Reps. Elanie Luria and Adam Kinzinger will lead the presentation. 

Jan. 6 committee staff confirmed Wednesday that the panel had received just one text message from the Secret Service. The committee had subpoenaed texts from Jan. 5 and 6, but a Department of Homeland Security watchdog told lawmakers last week that the Secret Service had deleted texts from that period. The Secret Service claimed some phone data had been erased unintentionally as a part of a pre-planned system migration, and said that any texts that was deleted “are presumed to be permanently deleted.” 

CBS News has confirmed that Secret Service employees received multiple official communications via email instructing officials to back up relevant texts, emails and communications prior to migration. At least one of those emails was sent in December 2020.

Former Trump White House staffer Garrett Ziegler testified privately before the committee on Tuesday.

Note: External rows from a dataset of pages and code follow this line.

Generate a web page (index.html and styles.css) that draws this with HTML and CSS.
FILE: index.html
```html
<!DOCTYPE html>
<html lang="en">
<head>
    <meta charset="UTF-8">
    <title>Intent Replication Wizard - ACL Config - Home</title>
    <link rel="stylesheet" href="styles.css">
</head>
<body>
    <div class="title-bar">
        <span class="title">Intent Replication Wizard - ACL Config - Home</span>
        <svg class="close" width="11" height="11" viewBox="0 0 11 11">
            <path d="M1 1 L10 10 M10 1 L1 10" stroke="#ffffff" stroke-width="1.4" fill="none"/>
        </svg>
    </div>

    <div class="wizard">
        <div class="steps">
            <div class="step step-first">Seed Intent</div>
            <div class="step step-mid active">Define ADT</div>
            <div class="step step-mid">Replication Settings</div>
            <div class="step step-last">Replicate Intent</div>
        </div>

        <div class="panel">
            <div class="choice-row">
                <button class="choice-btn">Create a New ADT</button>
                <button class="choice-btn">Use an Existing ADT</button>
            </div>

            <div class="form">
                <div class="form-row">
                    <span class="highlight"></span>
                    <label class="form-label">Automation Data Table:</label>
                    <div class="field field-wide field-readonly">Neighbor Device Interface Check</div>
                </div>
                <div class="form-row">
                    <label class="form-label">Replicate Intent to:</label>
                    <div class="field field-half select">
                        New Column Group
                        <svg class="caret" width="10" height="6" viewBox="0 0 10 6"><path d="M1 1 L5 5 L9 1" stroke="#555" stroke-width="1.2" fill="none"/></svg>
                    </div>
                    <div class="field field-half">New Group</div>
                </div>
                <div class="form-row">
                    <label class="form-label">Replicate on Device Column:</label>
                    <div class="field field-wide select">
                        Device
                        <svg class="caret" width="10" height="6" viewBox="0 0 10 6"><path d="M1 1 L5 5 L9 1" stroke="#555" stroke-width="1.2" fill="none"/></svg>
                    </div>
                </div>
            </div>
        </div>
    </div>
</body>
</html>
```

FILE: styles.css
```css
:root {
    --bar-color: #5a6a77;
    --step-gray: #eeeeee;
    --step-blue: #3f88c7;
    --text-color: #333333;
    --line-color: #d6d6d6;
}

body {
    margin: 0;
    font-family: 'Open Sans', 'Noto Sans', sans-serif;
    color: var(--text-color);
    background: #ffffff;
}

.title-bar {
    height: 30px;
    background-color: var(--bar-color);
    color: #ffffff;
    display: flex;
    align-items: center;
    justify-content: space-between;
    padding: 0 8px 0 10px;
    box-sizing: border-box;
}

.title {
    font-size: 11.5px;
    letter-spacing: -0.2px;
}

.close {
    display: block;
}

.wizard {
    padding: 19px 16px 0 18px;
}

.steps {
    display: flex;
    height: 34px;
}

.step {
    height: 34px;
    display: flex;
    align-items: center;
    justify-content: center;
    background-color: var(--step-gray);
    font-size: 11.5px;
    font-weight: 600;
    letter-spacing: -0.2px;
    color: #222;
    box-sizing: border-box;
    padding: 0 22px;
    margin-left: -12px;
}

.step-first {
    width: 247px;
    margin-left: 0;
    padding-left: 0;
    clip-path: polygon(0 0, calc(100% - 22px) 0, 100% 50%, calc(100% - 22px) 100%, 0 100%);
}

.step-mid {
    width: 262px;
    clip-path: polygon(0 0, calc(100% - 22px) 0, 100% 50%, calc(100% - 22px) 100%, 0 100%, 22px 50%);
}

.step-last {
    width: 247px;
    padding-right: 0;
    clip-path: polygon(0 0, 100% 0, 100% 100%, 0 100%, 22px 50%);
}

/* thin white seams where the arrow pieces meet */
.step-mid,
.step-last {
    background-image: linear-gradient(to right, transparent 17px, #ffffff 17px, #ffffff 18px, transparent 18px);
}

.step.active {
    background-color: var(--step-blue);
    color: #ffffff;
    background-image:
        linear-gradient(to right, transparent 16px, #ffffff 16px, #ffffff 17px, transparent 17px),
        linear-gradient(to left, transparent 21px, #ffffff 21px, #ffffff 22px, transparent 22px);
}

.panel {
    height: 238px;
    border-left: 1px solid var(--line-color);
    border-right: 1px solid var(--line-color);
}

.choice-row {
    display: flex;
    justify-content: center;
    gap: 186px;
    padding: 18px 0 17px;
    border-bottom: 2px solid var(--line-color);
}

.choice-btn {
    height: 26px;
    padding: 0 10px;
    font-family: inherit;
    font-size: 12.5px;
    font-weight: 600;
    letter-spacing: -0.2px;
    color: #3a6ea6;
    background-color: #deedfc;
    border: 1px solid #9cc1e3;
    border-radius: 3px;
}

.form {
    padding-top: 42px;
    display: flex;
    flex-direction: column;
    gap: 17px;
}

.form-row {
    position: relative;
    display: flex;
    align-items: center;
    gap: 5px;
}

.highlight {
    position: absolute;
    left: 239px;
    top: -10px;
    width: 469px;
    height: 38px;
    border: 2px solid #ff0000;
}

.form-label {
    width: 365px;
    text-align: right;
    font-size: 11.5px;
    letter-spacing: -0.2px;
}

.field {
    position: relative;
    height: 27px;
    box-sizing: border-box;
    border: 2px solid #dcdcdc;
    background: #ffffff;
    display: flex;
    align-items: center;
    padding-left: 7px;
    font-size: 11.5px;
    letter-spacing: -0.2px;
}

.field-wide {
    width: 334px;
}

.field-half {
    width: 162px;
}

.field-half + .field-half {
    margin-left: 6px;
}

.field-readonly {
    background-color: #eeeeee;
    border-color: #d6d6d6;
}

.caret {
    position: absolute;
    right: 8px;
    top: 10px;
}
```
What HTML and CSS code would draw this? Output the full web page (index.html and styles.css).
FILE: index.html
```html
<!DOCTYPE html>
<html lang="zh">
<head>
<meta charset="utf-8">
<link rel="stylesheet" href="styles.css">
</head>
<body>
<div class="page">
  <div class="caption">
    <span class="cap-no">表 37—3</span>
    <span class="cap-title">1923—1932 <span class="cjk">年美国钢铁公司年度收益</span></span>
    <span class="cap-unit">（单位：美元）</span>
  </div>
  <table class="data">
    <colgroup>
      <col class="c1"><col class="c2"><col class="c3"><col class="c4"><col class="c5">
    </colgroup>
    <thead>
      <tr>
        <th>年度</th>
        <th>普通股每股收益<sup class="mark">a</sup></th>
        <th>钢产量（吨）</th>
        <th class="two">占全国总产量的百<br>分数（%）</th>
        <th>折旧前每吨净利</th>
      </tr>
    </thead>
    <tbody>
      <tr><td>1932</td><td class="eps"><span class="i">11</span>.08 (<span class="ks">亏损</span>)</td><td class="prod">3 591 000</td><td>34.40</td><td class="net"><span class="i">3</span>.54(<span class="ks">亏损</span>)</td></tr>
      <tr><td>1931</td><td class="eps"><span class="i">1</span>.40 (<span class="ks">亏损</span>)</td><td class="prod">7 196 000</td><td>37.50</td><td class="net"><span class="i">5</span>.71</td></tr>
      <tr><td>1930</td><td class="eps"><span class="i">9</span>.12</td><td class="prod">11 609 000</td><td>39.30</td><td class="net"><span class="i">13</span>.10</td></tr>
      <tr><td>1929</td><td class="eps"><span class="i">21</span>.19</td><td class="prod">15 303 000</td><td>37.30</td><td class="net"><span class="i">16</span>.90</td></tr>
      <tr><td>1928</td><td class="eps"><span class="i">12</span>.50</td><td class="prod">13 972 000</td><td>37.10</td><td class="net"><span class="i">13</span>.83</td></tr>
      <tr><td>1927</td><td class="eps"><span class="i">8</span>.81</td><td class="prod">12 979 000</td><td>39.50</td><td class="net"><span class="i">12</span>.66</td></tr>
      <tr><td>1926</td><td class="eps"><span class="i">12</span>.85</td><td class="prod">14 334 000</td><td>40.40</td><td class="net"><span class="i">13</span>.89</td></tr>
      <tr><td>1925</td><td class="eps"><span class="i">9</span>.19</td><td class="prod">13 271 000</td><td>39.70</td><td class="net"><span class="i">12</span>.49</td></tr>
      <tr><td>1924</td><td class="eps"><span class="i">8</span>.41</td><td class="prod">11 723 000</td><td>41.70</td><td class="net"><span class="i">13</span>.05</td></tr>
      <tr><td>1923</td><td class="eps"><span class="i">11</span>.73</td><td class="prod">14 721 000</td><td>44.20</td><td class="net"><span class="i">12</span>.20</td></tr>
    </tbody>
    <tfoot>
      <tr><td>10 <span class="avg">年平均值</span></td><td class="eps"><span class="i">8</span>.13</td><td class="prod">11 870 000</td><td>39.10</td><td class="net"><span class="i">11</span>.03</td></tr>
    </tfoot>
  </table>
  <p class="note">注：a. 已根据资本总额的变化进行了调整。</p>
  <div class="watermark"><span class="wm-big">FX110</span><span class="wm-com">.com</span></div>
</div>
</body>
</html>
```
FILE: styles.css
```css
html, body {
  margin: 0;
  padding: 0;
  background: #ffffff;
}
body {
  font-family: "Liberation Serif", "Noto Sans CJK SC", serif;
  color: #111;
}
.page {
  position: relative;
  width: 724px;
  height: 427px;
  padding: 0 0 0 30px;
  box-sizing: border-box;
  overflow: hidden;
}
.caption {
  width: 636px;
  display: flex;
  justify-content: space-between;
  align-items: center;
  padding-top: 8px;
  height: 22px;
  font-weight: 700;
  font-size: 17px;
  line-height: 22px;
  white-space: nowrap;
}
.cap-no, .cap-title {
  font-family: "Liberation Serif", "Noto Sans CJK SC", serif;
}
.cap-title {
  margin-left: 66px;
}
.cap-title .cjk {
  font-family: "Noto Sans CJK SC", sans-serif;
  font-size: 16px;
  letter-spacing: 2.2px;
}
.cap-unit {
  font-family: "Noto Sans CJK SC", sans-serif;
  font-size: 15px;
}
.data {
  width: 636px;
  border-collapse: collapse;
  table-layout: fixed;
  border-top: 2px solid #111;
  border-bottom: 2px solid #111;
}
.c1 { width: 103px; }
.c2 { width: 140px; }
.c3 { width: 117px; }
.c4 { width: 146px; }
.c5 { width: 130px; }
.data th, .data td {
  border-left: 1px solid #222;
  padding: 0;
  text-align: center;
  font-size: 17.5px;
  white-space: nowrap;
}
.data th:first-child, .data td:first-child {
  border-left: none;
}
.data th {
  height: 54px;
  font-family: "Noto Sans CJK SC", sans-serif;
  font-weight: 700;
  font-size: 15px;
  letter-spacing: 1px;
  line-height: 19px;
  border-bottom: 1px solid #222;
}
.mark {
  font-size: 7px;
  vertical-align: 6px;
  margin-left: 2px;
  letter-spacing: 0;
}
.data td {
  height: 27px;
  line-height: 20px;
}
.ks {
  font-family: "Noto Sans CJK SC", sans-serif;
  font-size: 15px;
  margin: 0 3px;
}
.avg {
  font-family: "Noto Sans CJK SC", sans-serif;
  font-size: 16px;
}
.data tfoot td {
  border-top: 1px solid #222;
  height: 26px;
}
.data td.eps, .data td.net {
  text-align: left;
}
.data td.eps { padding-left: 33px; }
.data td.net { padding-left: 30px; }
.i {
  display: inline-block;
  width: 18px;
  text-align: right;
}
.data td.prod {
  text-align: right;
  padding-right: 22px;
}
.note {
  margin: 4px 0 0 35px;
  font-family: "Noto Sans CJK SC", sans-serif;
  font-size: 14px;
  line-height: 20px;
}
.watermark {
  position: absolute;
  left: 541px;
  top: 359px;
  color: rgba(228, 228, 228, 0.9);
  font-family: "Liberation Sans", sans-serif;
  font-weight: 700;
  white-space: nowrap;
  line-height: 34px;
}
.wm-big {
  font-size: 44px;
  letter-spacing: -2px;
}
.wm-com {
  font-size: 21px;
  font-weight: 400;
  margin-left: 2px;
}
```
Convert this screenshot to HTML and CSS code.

Ziegler was an aide to trade adviser Peter Navarro, who has been charged with contempt of Congress for refusing to comply with a subpoena to appear before the committee. 

Kinzinger told “Face the Nation” Sunday that the hearing will “open people’s eyes in a big way” about Trump’s behavior.

“I can’t necessarily say that the motives behind every piece of information we know we’ll be able to explain, but this is going to open people’s eyes in a big way,” Kinzinger said. He added, “I’ll give you this preview: the president didn’t do very much but gleefully watch television during this time frame.”

Kinzinger, a Republican, urged the American people, and his GOP colleagues in particular, to “watch this with an open mind” and ask, “Is this the kind of strong leader you really think you deserve?”

This will be the eighth hearing the select committee has held this summer and the ninth overall. 
An aide said Wednesday that “there’s a potential for future hearings,” especially around the release of a report on the investigation later this year.

The previous public hearings have focused on the mobilization of the rioters at the Capitol, Trump’s speech at the Ellipse on Jan. 6 ahead of the riot and his desire to join his supporters. The committee has also detailed Trump’s pressure campaigns after Election Day to push his baseless elections claims on Pence, the Justice Department, state lawmakers and local elections officials

The hearings have revealed new details about a scheme to put forward alternate electors who support Trump in seven battleground states that President Joe Biden won. Thompson said last week that the Justice Department had requested information about the scheme. 

“The only issue that we’ve engaged them on is the list of the fraudulent electors that were submitted,” Thompson told reporters last week. “That’s the first tranche that we’ve been talking to them about.”  

Rebecca Kaplan, Nikole Killion and Nicole Sganga contributed to this report.